Defendant next complains of the introduction of hearsay testimony of a motive for the shootings and a statement by O’Donnell which implicated defendant. He complains of several instances of hearsay motive testimony, some elicited by defense counsel and some by the prosecutor. He contends the testimony elicited by defense counsel was unresponsive to the question which it purported to answer and that he therefore should have moved to strike it but failed to do so. He also contends defense counsel failed to object to one of two instances of such testimony elicited by the State. He argues this hearsay testimony and the State’s reference to it in closing argument denied him a fair trial and the right to confront the witnesses against him. The State contends this hearsay testimony was elicited as a result of trial strategy, which is not subject to review.
The hearsay motive evidence consisted of Key’s testimony that “word went around that [the shooting] was over a pool game” and Hubbard’s testimony that Kelley “had ripped some [drugs] off of” defendant. Defendant contends the prosecutor’s questions to defendant’s brothers, Thomas and William Winchel, as to whether they had heard that the victims had “ripped off” defendant also constitute hearsay motive evidence. We disagree. Both witnesses answered “No.” It cannot then be said that the questions themselves were hearsay evidence or that defendant was prejudiced by the questions alone. Defendant also complains of the State’s reference to the drug rip-off in its closing argument as proof of animosity between the codefendants and the victims which led to the shootings. Foley testified on cross-examination, after being called as a defense witness, that when O’Donnell entered the car in the alley behind Doc and Joe Pelfrey’s he said defendant “had just shot” the victims and “put the gun to their heads and pulled the trigger.”
Hearsay is testimony of an out-of-court statement offered to prove the truth of the matter asserted which rests, for its value, on *903the credibility of the out-of-court asserter. (People v. Rogers (1980), 81 Ill. 2d 571, 411 N.E.2d 223.) The basis of excluding evidence under the hearsay rule is the absence of an opportunity to determine the veracity of the testimony. (81 Ill. 2d 571, 577, 411 N.E.2d 223.) However, the admission of hearsay evidence is harmless error where “[c]onsidering the evidence in its entirety, there is no reasonable possibility that the jury would have acquitted the defendant had the evidence complained of been excluded.” (People v. Ward (1978), 63 Ill. App. 3d 864, 872, 380 N.E.2d 883; People v. White (1985), 134 Ill. App. 3d 262, 283, 479 N.E.2d 1121, cert. denied (1986), 475 U.S. 1126, 90 L. Ed. 2d 194, 106 S. Ct. 1650.

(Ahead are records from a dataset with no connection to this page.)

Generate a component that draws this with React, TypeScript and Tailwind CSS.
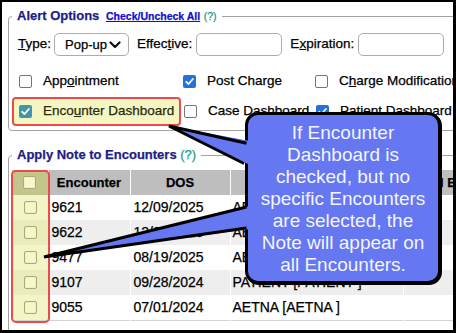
import React from "react";

function Box({ checked = false, tone = "normal" }: { checked?: boolean; tone?: "normal" | "teal" }) {
  if (checked) {
    return (
      <span
        className={`inline-flex w-[13px] h-[13px] shrink-0 items-center justify-center rounded-[2px] ${
          tone === "teal" ? "bg-[#4595a8]" : "bg-[#2273da]"
        }`}
      >
        <svg width="11" height="11" viewBox="0 0 11 11">
          <path d="M2.2 5.8 L4.5 8 L8.9 3" fill="none" stroke="#fff" strokeWidth="1.8" strokeLinecap="round" strokeLinejoin="round" />
        </svg>
      </span>
    );
  }
  return <span className="inline-block w-[13px] h-[13px] shrink-0 rounded-[2px] border border-[#767676] bg-white" />;
}

function YBox() {
  return <span className="inline-block w-[13px] h-[13px] rounded-[2px] border border-[#a9aa74] bg-[#f6f8cc] shadow-[inset_0_0_1px_#c9ca92]" />;
}

const rows = [
  { enc: "9621", dos: "12/09/2025", ins: "AETNA [AETNA ]" },
  { enc: "9622", dos: "12/08/2025", ins: "AETNA [AETNA ]" },
  { enc: "9477", dos: "08/19/2025", ins: "AETNA [AETNA ]" },
  { enc: "9107", dos: "09/28/2024", ins: "PATIENT [PATIENT ]" },
  { enc: "9055", dos: "07/01/2024", ins: "AETNA [AETNA ]" },
];

export default function App() {
  return (
    <div className="w-[456px] h-[333px] bg-black pt-[2px] pl-[2px] pr-[3px] pb-[3px]">
      <div className="relative w-full h-full bg-white overflow-hidden font-['Liberation_Sans',Arial,sans-serif] text-[13.5px] text-black">
        <div className="pt-[5px] pl-[6px] [-webkit-text-stroke:0.25px]">
          {/* Alert Options */}
          <fieldset className="w-[460px] border border-[#a3a3a3] rounded-[4px] pl-[3px] pb-[4px]">
            <legend className="ml-0 px-[5px] text-[13px] leading-[18px] whitespace-nowrap">
              <span className="font-bold text-[#1d1d86]">Alert Options</span>{" "}
              <span className="ml-[3px] text-[10.5px] font-bold text-[#1010d0] underline">Check/Uncheck All</span>{" "}
              <span className="text-[10.5px] text-[#1a9a82]">(?)</span>
            </legend>
            <div className="mt-[8px] flex items-center h-[23px] pl-[6px]">
              <span>
                <u>T</u>ype:
              </span>
              <div className="ml-[3px] w-[75px] h-[23px] rounded-[5px] border border-[#acacac] flex items-center justify-between pl-[10px] pr-[7px]">
                <span className="text-[13px]">Pop-up</span>
                <svg width="12" height="8" viewBox="0 0 12 8">
                  <path d="M1.5 1.5 L6 6 L10.5 1.5" fill="none" stroke="#111" strokeWidth="2.2" strokeLinecap="round" strokeLinejoin="round" />
                </svg>
              </div>
              <span className="ml-[8px]">
                Effec<u>t</u>ive:
              </span>
              <div className="ml-[4px] w-[86px] h-[23px] rounded-[5px] border border-[#acacac] bg-white" />
              <span className="ml-[8px]">
                E<u>x</u>piration:
              </span>
              <div className="ml-[4px] w-[86px] h-[23px] rounded-[5px] border border-[#acacac] bg-white" />
            </div>

            <div className="mt-[13px] grid grid-cols-[169px_132px_1fr] items-center">
              <div className="h-[24px] flex items-center pl-[7px]">
                <Box />
                <span className="ml-[11px]">
                  App<u>o</u>intment
                </span>
              </div>
              <div className="h-[24px] flex items-center pl-[2px]">
                <Box checked />
                <span className="ml-[11px]">Post Charge</span>
              </div>
              <div className="h-[24px] flex items-center pl-[2px] whitespace-nowrap">
                <Box />
                <span className="ml-[11px]">
                  C<u>h</u>arge Modification
                </span>
              </div>

              <div className="mt-[4px] h-[29px] flex items-center pl-[5px] border-2 border-[#ef4a4a] rounded-[4px] bg-[#f4f7c1]">
                <Box checked tone="teal" />
                <span className="ml-[11px] text-[#2a2a12] whitespace-nowrap">
                  Enco<u>u</u>nter Dashboard
                </span>
              </div>
              <div className="mt-[4px] h-[29px] flex items-center pl-[3px] whitespace-nowrap">
                <Box />
                <span className="ml-[11px]">Case Dashboard</span>
              </div>
              <div className="mt-[4px] h-[29px] flex items-center pl-[3px] whitespace-nowrap">
                <Box checked />
                <span className="ml-[11px]">Patient Dashboard</span>
              </div>
            </div>
          </fieldset>

          {/* Apply Note to Encounters */}
          <fieldset className="mt-[15px] w-[460px] border border-[#a3a3a3] rounded-[4px] pl-[3px] pb-[20px]">
            <legend className="px-[5px] text-[13px] leading-[18px] whitespace-nowrap">
              <span className="font-bold text-[#1d1d86]">Apply Note to Encounters</span>{" "}
              <span className="text-[#1a9a82]">(?)</span>
            </legend>
            <div className="relative mt-[6px]">
              <table className="table-fixed border-collapse w-[460px] text-[14px]">
                <colgroup>
                  <col className="w-[36px]" />
                  <col className="w-[82px]" />
                  <col className="w-[100px]" />
                  <col className="w-[173px]" />
                  <col />
                </colgroup>
                <thead>
                  <tr className="h-[25px] bg-[#bebebe] text-[13px] font-bold">
                    <th className="p-0 bg-[#c4c58a] text-center">
                      <div className="flex justify-center">
                        <YBox />
                      </div>
                    </th>
                    <th className="p-0 border-l border-white text-center">Encounter</th>
                    <th className="p-0 border-l border-white text-center">DOS</th>
                    <th className="p-0 border-l border-white text-center">Insurance</th>
                    <th className="p-0 pl-[10px] border-l border-white text-left whitespace-nowrap">Total Balance</th>
                  </tr>
                </thead>
                <tbody className="border-b border-[#d4d4d4]">
                  {rows.map((r, i) => (
                    <tr key={r.enc} className={`h-[25px] ${i % 2 === 1 ? "bg-[#eeeeee]" : "bg-white"}`}>
                      <td className={`p-0 ${i % 2 === 1 ? "bg-[#eaedbb]" : "bg-[#f2f5c6]"}`}>
                        <div className="flex justify-center pl-[1px]">
                          <YBox />
                        </div>
                      </td>
                      <td className="p-0 pl-[3px] border-l border-white">{r.enc}</td>
                      <td className="p-0 pl-[3px] border-l border-white">{r.dos}</td>
                      <td className="p-0 pl-[2px] border-l border-white whitespace-nowrap">{r.ins}</td>
                      <td className="p-0 border-l border-white" />
                    </tr>
                  ))}
                </tbody>
              </table>
              <div className="absolute left-[-1px] top-0 w-[39px] h-[153px] border-2 border-[#ef4a4a] rounded-[5px]" />
            </div>
          </fieldset>
        </div>

        {/* Callout */}
        <div className="absolute left-[243px] top-[110px] w-[196px] h-[172px] rounded-[13px] border-[3px] border-black bg-[#6577f1] shadow-[1px_1px_0_#000] pt-[7px] text-center text-[19px] leading-[22px] text-[#f4f5ff]">
          If Encounter
          <br />
          Dashboard is
          <br />
          checked, but no
          <br />
          specific Encounters
          <br />
          are selected, the
          <br />
          Note will appear on
          <br />
          all Encounters.
        </div>
        <svg className="absolute left-0 top-0 pointer-events-none" width="452" height="328" viewBox="0 0 452 328">
          <polygon points="167,124 248,139 248,163" fill="#6577f1" />
          <polyline points="244.5,141.3 167,124 242,161.5" fill="none" stroke="#000" strokeWidth="3" strokeLinejoin="miter" />
          <polygon points="42,255 248,204 248,227" fill="#6577f1" />
          <polyline points="244.5,205 42,255 244.5,226" fill="none" stroke="#000" strokeWidth="3" strokeLinejoin="miter" />
        </svg>
      </div>
    </div>
  );
}
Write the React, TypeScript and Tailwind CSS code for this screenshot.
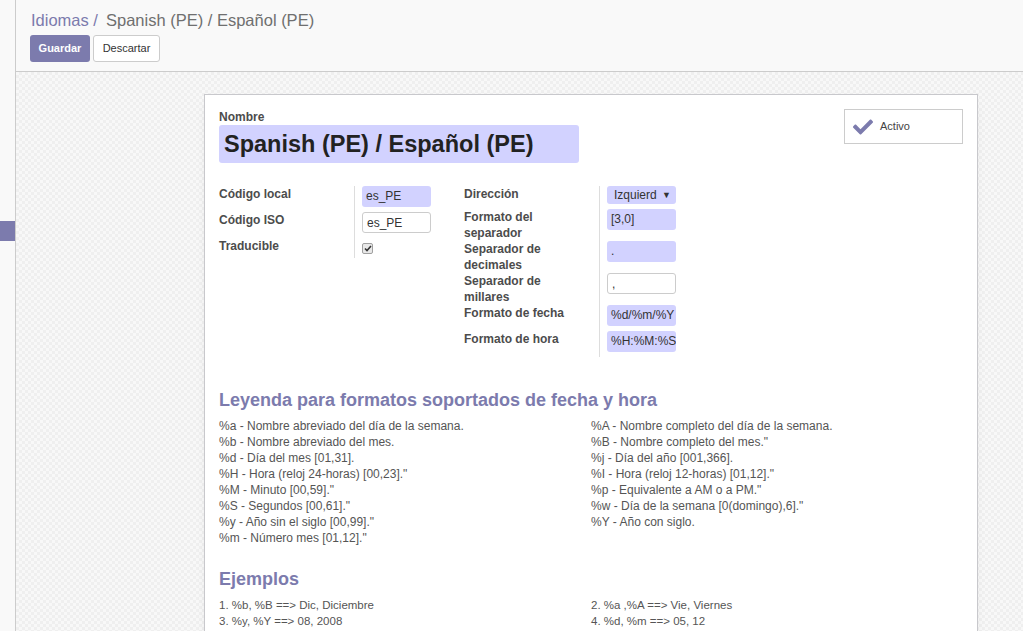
import { FaCheck } from 'react-icons/fa';

const leftRows = [
  { label: 'Código local', h: 'h-[26px]', kind: 'req', value: 'es_PE' },
  { label: 'Código ISO', h: 'h-[26px]', kind: 'plain', value: 'es_PE' },
  { label: 'Traducible', h: 'h-[20px]', kind: 'check', value: '' },
];

const rightRows = [
  { label: 'Dirección', h: 'h-[23px]', kind: 'select', value: 'Izquierd' },
  { label: 'Formato del separador', h: 'h-[32px]', kind: 'req', value: '[3,0]' },
  { label: 'Separador de decimales', h: 'h-[32px]', kind: 'req', value: '.' },
  { label: 'Separador de millares', h: 'h-[32px]', kind: 'plain', value: ',' },
  { label: 'Formato de fecha', h: 'h-[26px]', kind: 'req', value: '%d/%m/%Y' },
  { label: 'Formato de hora', h: 'h-[26px]', kind: 'req', value: '%H:%M:%S' },
];

const legendLeft = [
  '%a - Nombre abreviado del día de la semana.',
  '%b - Nombre abreviado del mes.',
  '%d - Día del mes [01,31].',
  '%H - Hora (reloj 24-horas) [00,23]."',
  '%M - Minuto [00,59]."',
  '%S - Segundos [00,61]."',
  '%y - Año sin el siglo [00,99]."',
  '%m - Número mes [01,12]."',
];

const legendRight = [
  '%A - Nombre completo del día de la semana.',
  '%B - Nombre completo del mes."',
  '%j - Día del año [001,366].',
  '%I - Hora (reloj 12-horas) [01,12]."',
  '%p - Equivalente a AM o a PM."',
  '%w - Día de la semana [0(domingo),6]."',
  '%Y - Año con siglo.',
];

type Row = { label: string; h: string; kind: string; value: string };

function Field({ kind, value }: { kind: string; value: string }) {
  if (kind === 'check') {
    return (
      <div className="mt-[5px] flex h-[11px] w-[11px] items-center justify-center rounded-[2px] border border-[#a0a0a0] bg-[#e8e8e8]">
        <svg width="8" height="7" viewBox="0 0 8 7">
          <path d="M1 3.5 L3 5.5 L7 1" fill="none" stroke="#333" strokeWidth="1.6" />
        </svg>
      </div>
    );
  }
  if (kind === 'select') {
    return (
      <div className="flex h-[18px] w-[69px] items-center justify-between rounded-[3px] bg-[#d2d2ff] pl-[7px] pr-[5px] text-[12px] leading-[18px] text-[#333]">
        <span>{value}</span>
        <span className="text-[9px]">▼</span>
      </div>
    );
  }
  return (
    <div
      className={`h-[21px] w-[69px] overflow-hidden whitespace-nowrap rounded-[3px] px-[4px] text-[12px] leading-[20px] text-[#333] ${
        kind === 'req' ? 'bg-[#d2d2ff]' : 'border border-[#ccc] bg-white'
      }`}
    >
      {value}
    </div>
  );
}

function Group({ rows, width }: { rows: Row[]; width: string }) {
  return (
    <div className={`grid grid-cols-[135px_1fr] content-start ${width}`}>
      {rows.map((r) => (
        <div key={r.label} className="contents">
          <div className={`${r.h} pr-[12px] text-[12px] font-bold leading-[16px] text-[#4c4c4c]`}>{r.label}</div>
          <div className={`${r.h} border-l border-[#ddd] pl-[7px]`}>
            <Field kind={r.kind} value={r.value} />
          </div>
        </div>
      ))}
    </div>
  );
}

export default function App() {
  return (
    <div className="flex h-[631px] w-[1023px] overflow-hidden font-['Liberation_Sans',Arial,sans-serif]">
      {/* app sidebar */}
      <aside className="w-4 shrink-0 border-r border-[#ccc] bg-[#f9f9f9] pt-[221px]">
        <div className="h-[20px] bg-[#7c7bad]" />
      </aside>

      <main className="flex flex-1 flex-col">
        {/* control panel */}
        <header className="h-[72px] shrink-0 border-b border-[#ccc] bg-[#f9f9f9] pl-[14px] pt-[9px]">
          <div className="ml-px text-[16.5px] leading-[22px]">
            <span className="text-[#7c7bad]">Idiomas /</span>
            <span className="ml-[8px] text-[#6f6f6f]">Spanish (PE) / Español (PE)</span>
          </div>
          <div className="mt-[4px] flex gap-[3px]">
            <button className="h-[27px] w-[60px] rounded-[3px] bg-[#7c7bad] text-[11px] font-bold text-white">Guardar</button>
            <button className="h-[27px] w-[67px] rounded-[3px] border border-[#ccc] bg-white text-[11px] text-[#333]">Descartar</button>
          </div>
        </header>

        {/* form view */}
        <div className="flex-1 overflow-hidden bg-[#f4f4f4] bg-[conic-gradient(#efefef_25%,#f8f8f8_0_50%,#efefef_0_75%,#f8f8f8_0)] bg-[length:6px_6px] pt-[22px]">
          <div className="ml-[188px] h-[700px] w-[774px] border border-[#c8c8cc] bg-white px-[14px] pt-[14px] shadow-[0_4px_12px_-6px_rgba(0,0,0,0.15)]">
            <div className="flex justify-between">
              <div>
                <div className="text-[12px] font-bold leading-[16px] text-[#4c4c4c]">Nombre</div>
                <div className="h-[38px] w-[360px] rounded-[3px] bg-[#d2d2ff] px-[5px] text-[23.5px] font-bold leading-[38px] text-[#222]">
                  Spanish (PE) / Español (PE)
                </div>
              </div>
              <button className="flex h-[35px] w-[119px] items-center gap-[7px] border border-[#ccc] bg-white pl-[8px] text-[11px] text-[#444]">
                <FaCheck size={20} color="#7c7bad" />
                <span>Activo</span>
              </button>
            </div>

            <div className="mt-[23px] flex items-start">
              <Group rows={leftRows} width="w-[245px]" />
              <Group rows={rightRows} width="w-[280px]" />
            </div>

            <h3 className="mt-[32px] text-[18px] font-bold leading-[22px] text-[#7c7bad]">
              Leyenda para formatos soportados de fecha y hora
            </h3>
            <div className="mt-[7px] grid grid-cols-2 text-[12px] leading-[16px] text-[#555]">
              <div>
                {legendLeft.map((t) => (
                  <div key={t}>{t}</div>
                ))}
              </div>
              <div>
                {legendRight.map((t) => (
                  <div key={t}>{t}</div>
                ))}
              </div>
            </div>

            <h3 className="mt-[22px] text-[18px] font-bold leading-[22px] text-[#7c7bad]">Ejemplos</h3>
            <div className="mt-[7px] grid grid-cols-2 text-[11.5px] leading-[16px] text-[#555]">
              <div>1. %b, %B ==&gt; Dic, Diciembre</div>
              <div>2. %a ,%A ==&gt; Vie, Viernes</div>
              <div>3. %y, %Y ==&gt; 08, 2008</div>
              <div>4. %d, %m ==&gt; 05, 12</div>
            </div>
          </div>
        </div>
      </main>
    </div>
  );
}
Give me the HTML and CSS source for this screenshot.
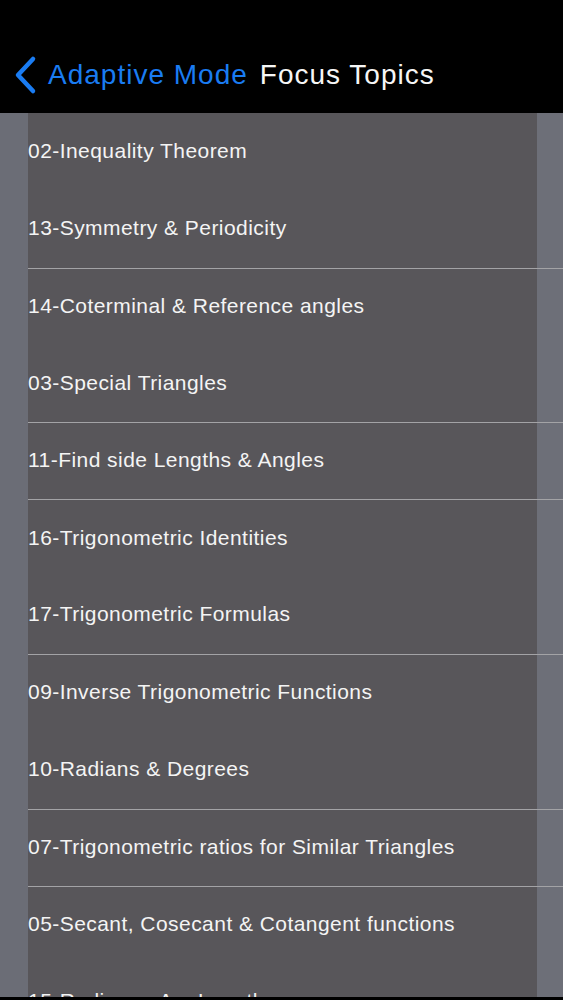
FILE: index.html
```html
<!DOCTYPE html>
<html>
<head>
<meta charset="utf-8">
<link rel="stylesheet" href="styles.css">
</head>
<body>
<div class="screen">
  <header class="nav">
    <div class="back">
      <svg class="chev" width="26" height="40" viewBox="0 0 26 40"><path d="M21 4 L6 20 L21 36" fill="none" stroke="#1a7cf2" stroke-width="4.5" stroke-linecap="round" stroke-linejoin="round"/></svg>
      <span class="back-label">Adaptive Mode</span>
    </div>
    <span class="title">Focus Topics</span>
  </header>
  <div class="body">
    <div class="strip-left"></div>
    <div class="list">
      <div class="row"><span class="cell">02-Inequality Theorem</span><span class="strip"></span></div>
      <div class="row"><span class="cell">13-Symmetry &amp; Periodicity</span><span class="strip"></span></div>
      <div class="row sep"><span class="cell">14-Coterminal &amp; Reference angles</span><span class="strip"></span></div>
      <div class="row"><span class="cell">03-Special Triangles</span><span class="strip"></span></div>
      <div class="row sep"><span class="cell">11-Find side Lengths &amp; Angles</span><span class="strip"></span></div>
      <div class="row sep"><span class="cell">16-Trigonometric Identities</span><span class="strip"></span></div>
      <div class="row"><span class="cell">17-Trigonometric Formulas</span><span class="strip"></span></div>
      <div class="row sep"><span class="cell">09-Inverse Trigonometric Functions</span><span class="strip"></span></div>
      <div class="row"><span class="cell">10-Radians &amp; Degrees</span><span class="strip"></span></div>
      <div class="row sep"><span class="cell">07-Trigonometric ratios for Similar Triangles</span><span class="strip"></span></div>
      <div class="row sep"><span class="cell">05-Secant, Cosecant &amp; Cotangent functions</span><span class="strip"></span></div>
      <div class="row"><span class="cell">15-Radians - Arc Length</span><span class="strip"></span></div>
    </div>
  </div>
  <div class="footer"></div>
</div>
</body>
</html>
```
FILE: styles.css
```css
html, body {
  margin: 0;
  padding: 0;
  background: #000;
}
.screen {
  width: 563px;
  height: 1000px;
  display: flex;
  flex-direction: column;
  overflow: hidden;
  font-family: "Liberation Sans", Arial, sans-serif;
}
.nav {
  height: 113px;
  flex: none;
  background: #000;
  display: flex;
  align-items: center;
  padding-top: 36px;
  box-sizing: border-box;
  gap: 12px;
}
.back {
  display: flex;
  align-items: center;
  margin-left: 12px;
  gap: 10px;
}
.chev {
  display: block;
}
.back-label {
  color: #1a7cf2;
  font-size: 28px;
  letter-spacing: 1px;
}
.title {
  color: #f6f6f6;
  font-size: 28px;
  letter-spacing: 1px;
}
.body {
  flex: 1;
  display: flex;
  overflow: hidden;
}
.strip-left {
  width: 28px;
  flex: none;
  background: #6b6d76;
}
.list {
  flex: 1;
  display: flex;
  flex-direction: column;
}
.row {
  height: 77.3px;
  flex: none;
  display: flex;
  box-sizing: border-box;
}
.row.sep {
  border-top: 1.5px solid #a3a3a6;
}
.cell {
  flex: 1;
  background: #58565a;
  color: #f4f4f4;
  font-size: 21px;
  letter-spacing: 0.45px;
  display: flex;
  align-items: center;
  padding-bottom: 2px;
}
.strip {
  width: 26px;
  flex: none;
  background: #6d6f78;
}
.footer {
  height: 3px;
  flex: none;
  background: #000;
}
```
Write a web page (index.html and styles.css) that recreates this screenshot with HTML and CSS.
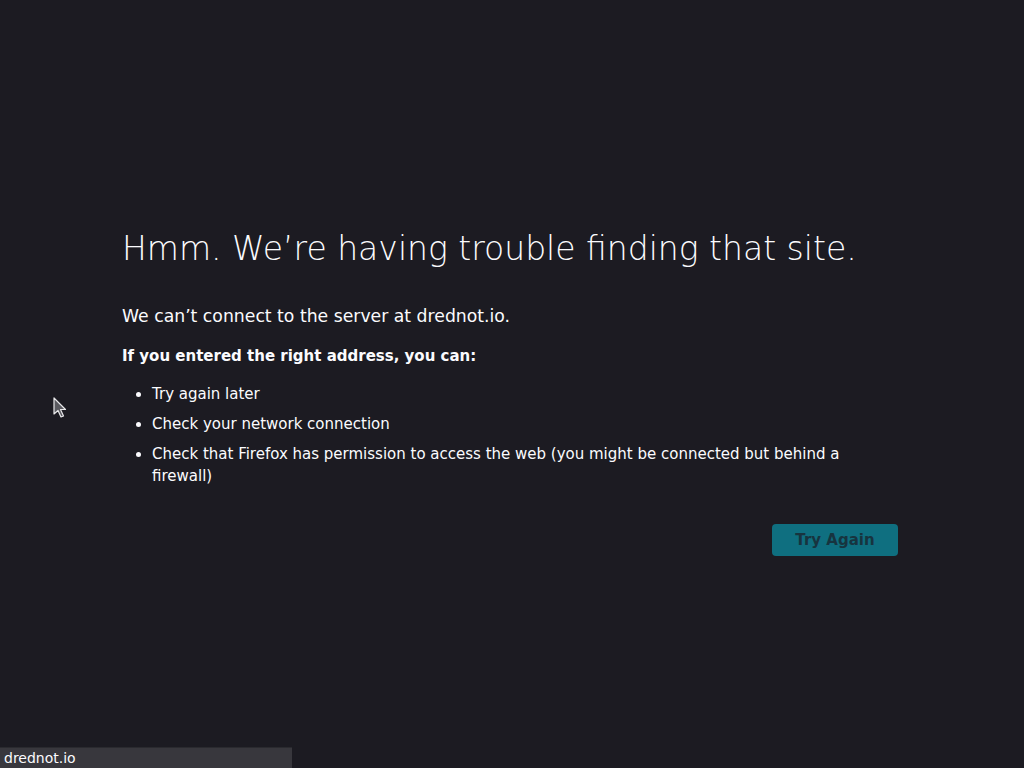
FILE: index.html
```html
<!DOCTYPE html>
<html lang="en">
<head>
<meta charset="utf-8">
<title>Problem loading page</title>
<link rel="stylesheet" href="styles.css">
</head>
<body>
<div class="page">
  <main class="container">
    <h1 class="title">Hmm. We’re having trouble finding that site.</h1>
    <p class="short-desc">We can’t connect to the server at drednot.io.</p>
    <p class="strong">If you entered the right address, you can:</p>
    <ul class="tips">
      <li>Try again later</li>
      <li>Check your network connection</li>
      <li>Check that Firefox has permission to access the web (you might be connected but behind a firewall)</li>
    </ul>
    <div class="actions">
      <button class="try-again">Try Again</button>
    </div>
  </main>
</div>
<div class="status">drednot.io</div>
<svg class="cursor" width="14" height="22" viewBox="0 0 14 22">
  <path d="M1 1 L1 17 L5 13.5 L8 20 L10.5 19 L7.5 12.5 L12.5 12.5 Z" fill="#5a5a60" stroke="#e8e8ea" stroke-width="1.2" stroke-linejoin="round"/>
</svg>
</body>
</html>
```

FILE: styles.css
```css
html, body {
  margin: 0;
  padding: 0;
  height: 100%;
}
body {
  background: #1c1b22;
  color: #fbfbfe;
  font-family: "DejaVu Sans", sans-serif;
  font-size: 15px;
  overflow: hidden;
}
.page {
  height: 768px;
  display: flex;
  justify-content: center;
  box-sizing: border-box;
  padding-top: 228px;
}
.container {
  width: 780px;
}
.title {
  font-size: 33px;
  font-weight: 200;
  margin: 0 0 33px;
  line-height: 1.3;
}
.short-desc {
  font-size: 17.25px;
  margin: 0 0 17px;
  line-height: 1.4;
}
.strong {
  font-weight: bold;
  margin: 0 0 15px;
  line-height: 1.5;
}
.tips {
  margin: 0;
  padding-left: 30px;
  line-height: 22px;
}
.tips li {
  margin-bottom: 8px;
  padding-right: 40px;
}
.tips li:last-child {
  margin-bottom: 0;
}
.actions {
  display: flex;
  justify-content: flex-end;
  margin-top: 37px;
  padding-right: 4px;
}
.try-again {
  font-family: "DejaVu Sans", sans-serif;
  font-size: 15px;
  font-weight: bold;
  color: #17343f;
  background: #0f6f80;
  border: none;
  border-radius: 4px;
  width: 126px;
  height: 32px;
  padding: 0;
}
.status {
  position: absolute;
  left: 0;
  bottom: 0;
  width: 292px;
  height: 21px;
  background: #38373d;
  border-top: 1px solid #2a2a2f;
  color: #fbfbfe;
  font-size: 14px;
  line-height: 21px;
  padding-left: 4px;
  box-sizing: border-box;
}
.cursor {
  position: absolute;
  left: 53px;
  top: 397px;
}
```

The hearsay testimony and the State’s reliance on it in its closing argument did not deprive defendant of a fair trial. There was sufficient record evidence excluding this testimony to convict defendant. There is no reasonable possibility that, excluding this evidence, defendant would have been acquitted. As such, that his trial counsel contributed to the elicitation of the hearsay testimony through his trial tactics or strategy does not compel a contrary conclusion.
Defendant next contends the introduction of the perjured testimony of Hubbard and Key precluded the State from proving him guilty beyond a reasonable doubt “through means consistent with the dictates of due process.” At the hearing on defendant’s motion for a new trial, Laura Shelley and Donald Ropele testified that Hubbard and Key were with them at the Brookfield Motel on the night of October 7 until the early morning hours of October 8. Attached to the motion for new trial were the affidavits of Shelley and Ropele in which they stated that Hubbard and Key told them in the summer of 1982 that they were going to testify against defendant and O’Donnell, although they were not present at the murder scene, in order to obtain leniency from the State on criminal charges pending against them. Defendant asserts that this evidence clearly established that Hubbard’s and Key’s testimony was perjured. He maintains this perjured testimony materially contributed to his conviction, thus necessitating a new trial, and shifted the burden to the State to show beyond a reasonable doubt that it did not contribute to his conviction. The State responds that the newly discovered evidence offered by defendant to show the alleged perjury did not meet the standard for granting a new trial on the basis of such evidence, i.e., it was not conclusive, likely to change the result upon retrial, material, noncumulative and discovered only after trial. Rather, it contends, the evidence merely impeached, discredited or contradicted that offered by Hubbard and Key and, thus, did not warrant a new trial.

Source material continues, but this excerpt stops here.